D’un film à l’autre, la comédienne ne cesse ainsi d’aller et de venir entre la présence et l’absence, entre les exigences d’une femme moderne et des réminiscences à la Nerval ou à la Francis Jammes – sans qu’on arrive jamais à lui imposer un arrêt sur image, à la fixer dans un « emploi » quelconque, à l’associer à une période donnée… On a plutôt le sentiment que chacun de ses rôles intervient comme une nouvelle vie, un avatar inédit, un moyen d’échapper à soi-même et de conjurer le déploiement linéaire de sa propre histoire. Et cette pratique plus ou moins consciente de la fuite se conjugue à tous les modes de son travail : l’exemple le plus manifeste en est son départ aux États-Unis à la fin des années 40, lorsqu’elle sacrifie par amour les brillantes promesses de sa carrière française et se soumet à une discipline masochiste dont elle aura bien du mal à revenir. Entre-temps, il y aura eu quelques projets qui laissent songeur : Lettres d’une inconnue sous la direction de Max Ophuls ; L’Affaire Ciceron que réalisera Mankiewicz ; Le Rouge et le noir aux côtés de Marlon Brando… Autant de fantasmes évanouis (comme celui de tourner avec Renoir, avec Truffaut), et qui ne laissent cependant subsister aucun regret – puisque toute la trajectoire de Micheline Presle se présente comme un mouvement qui refuse de s’appesantir, qui récuse la nostalgie, qu’on voudrait identifier mais qui n’est déjà plus là. En cela, elle est bel et bien la représentante d’une époque intermédiaire, d’une adolescence indéfiniment prolongée de la femme française, et d’une manière discrètement décalée de rendre au présent les nuances désuètes du grand répertoire (dans la tradition de Jeanne Samary ou de Gaby Morlay, dont la jeune élève de Raymond Rouleau reprenait à ses débuts les rôles écrits par Bernstein…).
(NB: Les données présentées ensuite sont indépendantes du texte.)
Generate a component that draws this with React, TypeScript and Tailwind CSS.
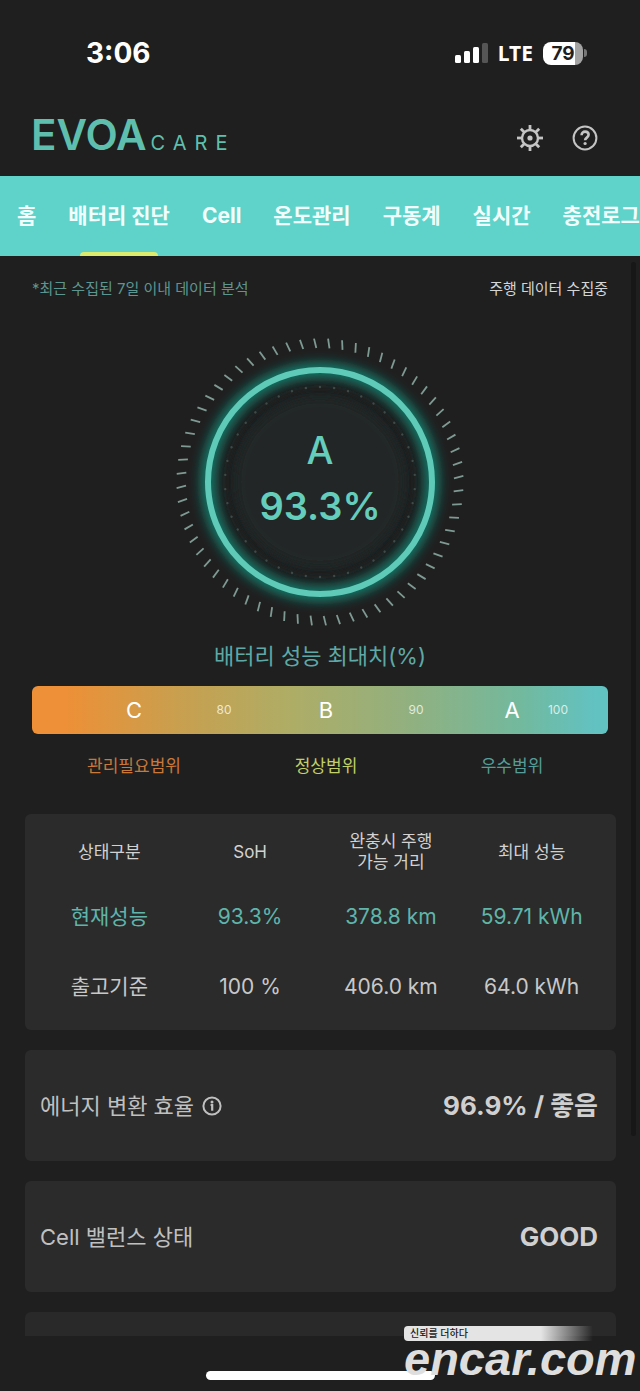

Surtout, elle aura été l’une des ultimes et des plus parfaites incarnations de la comédienne, dans toute la plénitude classique du terme : quelqu’un qui s’expose et qui reste invisible, qui se laisse traverser par un texte et qui éternellement – comme il est écrit aux dernières lignes des Jeunes filles – sourit à d’autres choses.